TASK » Reproduce the listing word for word, leaving every picture behind.
· · · · · · ·
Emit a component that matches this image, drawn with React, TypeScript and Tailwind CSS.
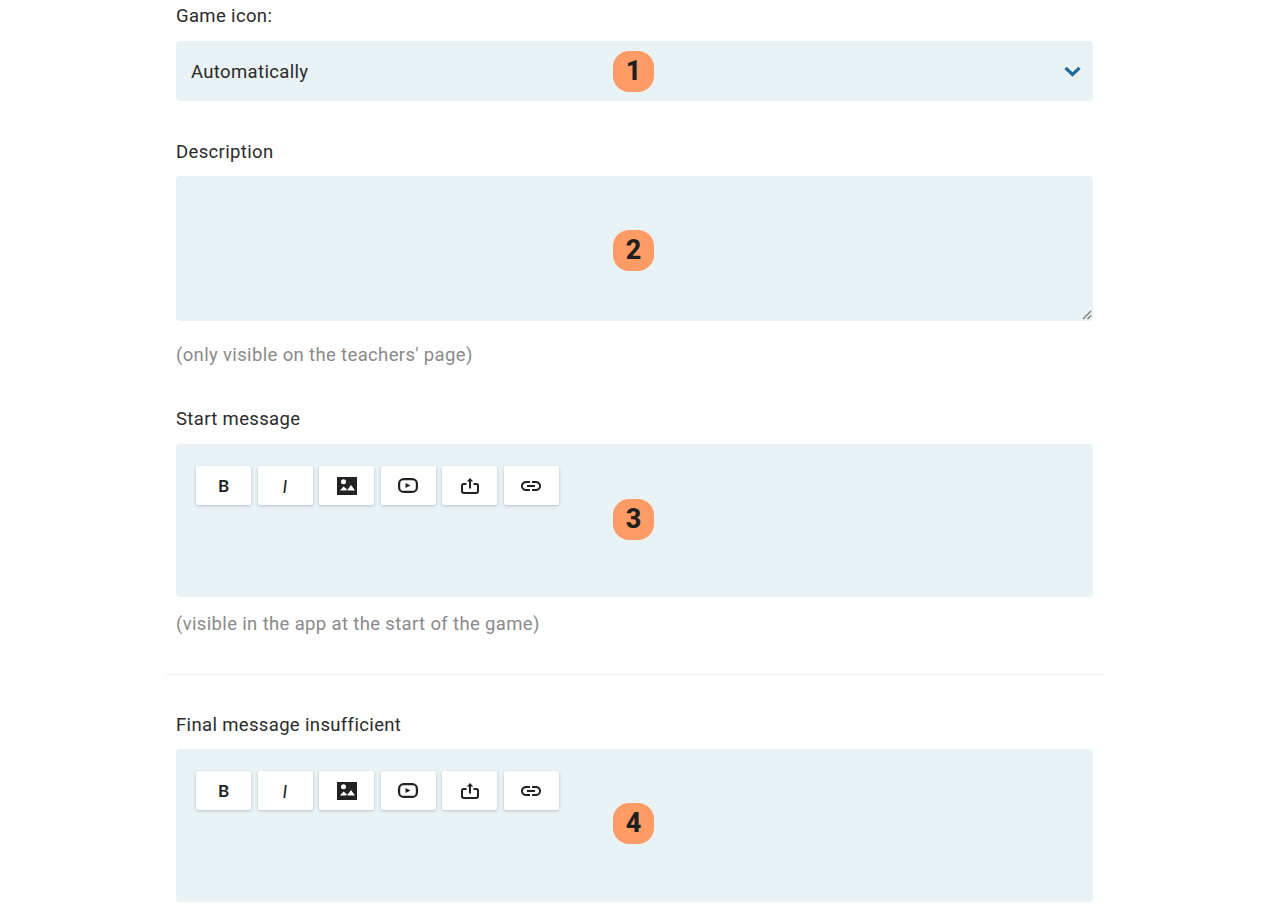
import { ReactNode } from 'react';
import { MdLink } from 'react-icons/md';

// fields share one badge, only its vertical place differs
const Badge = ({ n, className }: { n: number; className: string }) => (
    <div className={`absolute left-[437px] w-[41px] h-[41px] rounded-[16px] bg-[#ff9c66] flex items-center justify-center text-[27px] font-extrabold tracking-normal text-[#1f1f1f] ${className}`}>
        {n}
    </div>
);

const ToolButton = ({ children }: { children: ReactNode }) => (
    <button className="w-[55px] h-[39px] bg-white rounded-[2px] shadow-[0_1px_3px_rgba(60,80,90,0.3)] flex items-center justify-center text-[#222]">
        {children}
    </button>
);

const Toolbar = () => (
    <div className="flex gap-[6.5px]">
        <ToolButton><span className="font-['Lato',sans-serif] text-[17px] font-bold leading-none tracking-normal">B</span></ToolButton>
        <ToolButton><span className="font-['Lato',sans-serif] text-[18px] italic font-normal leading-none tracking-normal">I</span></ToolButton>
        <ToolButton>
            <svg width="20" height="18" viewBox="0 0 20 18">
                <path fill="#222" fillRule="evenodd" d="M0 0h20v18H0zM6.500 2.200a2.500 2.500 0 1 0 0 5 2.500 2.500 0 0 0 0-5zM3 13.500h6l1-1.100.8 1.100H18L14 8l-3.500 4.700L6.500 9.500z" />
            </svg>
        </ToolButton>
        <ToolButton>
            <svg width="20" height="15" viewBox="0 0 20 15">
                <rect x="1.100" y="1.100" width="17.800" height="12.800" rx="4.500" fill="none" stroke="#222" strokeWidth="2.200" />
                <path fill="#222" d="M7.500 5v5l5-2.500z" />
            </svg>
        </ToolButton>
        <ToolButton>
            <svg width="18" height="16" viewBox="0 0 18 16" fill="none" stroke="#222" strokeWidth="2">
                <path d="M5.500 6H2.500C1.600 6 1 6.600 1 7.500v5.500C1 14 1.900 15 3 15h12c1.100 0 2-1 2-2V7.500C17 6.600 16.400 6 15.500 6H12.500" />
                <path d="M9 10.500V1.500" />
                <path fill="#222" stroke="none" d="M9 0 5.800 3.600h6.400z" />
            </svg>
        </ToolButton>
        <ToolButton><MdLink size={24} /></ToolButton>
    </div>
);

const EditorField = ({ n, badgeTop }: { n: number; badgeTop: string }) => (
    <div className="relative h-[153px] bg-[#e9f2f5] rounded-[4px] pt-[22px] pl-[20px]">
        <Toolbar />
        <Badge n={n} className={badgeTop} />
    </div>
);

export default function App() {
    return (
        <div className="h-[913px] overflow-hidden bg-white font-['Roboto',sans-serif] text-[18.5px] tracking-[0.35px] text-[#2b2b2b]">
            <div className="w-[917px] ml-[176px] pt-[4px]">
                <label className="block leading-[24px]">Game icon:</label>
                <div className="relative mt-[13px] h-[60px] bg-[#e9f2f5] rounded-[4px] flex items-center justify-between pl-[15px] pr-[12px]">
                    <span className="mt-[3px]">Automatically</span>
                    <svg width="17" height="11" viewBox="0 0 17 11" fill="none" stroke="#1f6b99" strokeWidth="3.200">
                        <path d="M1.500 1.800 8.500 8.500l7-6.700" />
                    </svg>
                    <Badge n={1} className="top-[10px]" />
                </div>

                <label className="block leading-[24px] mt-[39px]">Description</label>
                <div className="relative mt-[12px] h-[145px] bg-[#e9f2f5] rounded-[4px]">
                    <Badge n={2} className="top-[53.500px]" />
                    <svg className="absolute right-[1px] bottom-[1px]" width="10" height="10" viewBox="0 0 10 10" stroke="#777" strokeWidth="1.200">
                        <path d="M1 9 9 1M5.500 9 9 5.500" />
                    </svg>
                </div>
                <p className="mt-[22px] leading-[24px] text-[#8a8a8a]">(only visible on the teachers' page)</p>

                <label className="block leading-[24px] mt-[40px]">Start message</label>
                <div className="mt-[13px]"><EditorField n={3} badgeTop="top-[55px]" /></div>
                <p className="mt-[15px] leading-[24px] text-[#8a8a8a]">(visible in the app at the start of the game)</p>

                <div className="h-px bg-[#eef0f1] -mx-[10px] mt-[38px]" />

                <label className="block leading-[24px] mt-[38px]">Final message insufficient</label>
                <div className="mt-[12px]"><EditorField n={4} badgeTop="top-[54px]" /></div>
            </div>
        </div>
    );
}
· · · · · · ·
SOLUTION TO THIS EXERCISE »
Emit a component that matches this image, drawn with React, TypeScript and Tailwind CSS.
import { ReactNode } from 'react';
import { MdLink } from 'react-icons/md';

// fields share one badge, only its vertical place differs
const Badge = ({ n, className }: { n: number; className: string }) => (
    <div className={`absolute left-[437px] w-[41px] h-[41px] rounded-[16px] bg-[#ff9c66] flex items-center justify-center text-[27px] font-extrabold tracking-normal text-[#1f1f1f] ${className}`}>
        {n}
    </div>
);

const ToolButton = ({ children }: { children: ReactNode }) => (
    <button className="w-[55px] h-[39px] bg-white rounded-[2px] shadow-[0_1px_3px_rgba(60,80,90,0.3)] flex items-center justify-center text-[#222]">
        {children}
    </button>
);

const Toolbar = () => (
    <div className="flex gap-[6.5px]">
        <ToolButton><span className="font-['Lato',sans-serif] text-[17px] font-bold leading-none tracking-normal">B</span></ToolButton>
        <ToolButton><span className="font-['Lato',sans-serif] text-[18px] italic font-normal leading-none tracking-normal">I</span></ToolButton>
        <ToolButton>
            <svg width="20" height="18" viewBox="0 0 20 18">
                <path fill="#222" fillRule="evenodd" d="M0 0h20v18H0zM6.500 2.200a2.500 2.500 0 1 0 0 5 2.500 2.500 0 0 0 0-5zM3 13.500h6l1-1.100.8 1.100H18L14 8l-3.500 4.700L6.500 9.500z" />
            </svg>
        </ToolButton>
        <ToolButton>
            <svg width="20" height="15" viewBox="0 0 20 15">
                <rect x="1.100" y="1.100" width="17.800" height="12.800" rx="4.500" fill="none" stroke="#222" strokeWidth="2.200" />
                <path fill="#222" d="M7.500 5v5l5-2.500z" />
            </svg>
        </ToolButton>
        <ToolButton>
            <svg width="18" height="16" viewBox="0 0 18 16" fill="none" stroke="#222" strokeWidth="2">
                <path d="M5.500 6H2.500C1.600 6 1 6.600 1 7.500v5.500C1 14 1.900 15 3 15h12c1.100 0 2-1 2-2V7.500C17 6.600 16.400 6 15.500 6H12.500" />
                <path d="M9 10.500V1.500" />
                <path fill="#222" stroke="none" d="M9 0 5.800 3.600h6.400z" />
            </svg>
        </ToolButton>
        <ToolButton><MdLink size={24} /></ToolButton>
    </div>
);

const EditorField = ({ n, badgeTop }: { n: number; badgeTop: string }) => (
    <div className="relative h-[153px] bg-[#e9f2f5] rounded-[4px] pt-[22px] pl-[20px]">
        <Toolbar />
        <Badge n={n} className={badgeTop} />
    </div>
);

export default function App() {
    return (
        <div className="h-[913px] overflow-hidden bg-white font-['Roboto',sans-serif] text-[18.5px] tracking-[0.35px] text-[#2b2b2b]">
            <div className="w-[917px] ml-[176px] pt-[4px]">
                <label className="block leading-[24px]">Game icon:</label>
                <div className="relative mt-[13px] h-[60px] bg-[#e9f2f5] rounded-[4px] flex items-center justify-between pl-[15px] pr-[12px]">
                    <span className="mt-[3px]">Automatically</span>
                    <svg width="17" height="11" viewBox="0 0 17 11" fill="none" stroke="#1f6b99" strokeWidth="3.200">
                        <path d="M1.500 1.800 8.500 8.500l7-6.700" />
                    </svg>
                    <Badge n={1} className="top-[10px]" />
                </div>

                <label className="block leading-[24px] mt-[39px]">Description</label>
                <div className="relative mt-[12px] h-[145px] bg-[#e9f2f5] rounded-[4px]">
                    <Badge n={2} className="top-[53.500px]" />
                    <svg className="absolute right-[1px] bottom-[1px]" width="10" height="10" viewBox="0 0 10 10" stroke="#777" strokeWidth="1.200">
                        <path d="M1 9 9 1M5.500 9 9 5.500" />
                    </svg>
                </div>
                <p className="mt-[22px] leading-[24px] text-[#8a8a8a]">(only visible on the teachers' page)</p>

                <label className="block leading-[24px] mt-[40px]">Start message</label>
                <div className="mt-[13px]"><EditorField n={3} badgeTop="top-[55px]" /></div>
                <p className="mt-[15px] leading-[24px] text-[#8a8a8a]">(visible in the app at the start of the game)</p>

                <div className="h-px bg-[#eef0f1] -mx-[10px] mt-[38px]" />

                <label className="block leading-[24px] mt-[38px]">Final message insufficient</label>
                <div className="mt-[12px]"><EditorField n={4} badgeTop="top-[54px]" /></div>
            </div>
        </div>
    );
}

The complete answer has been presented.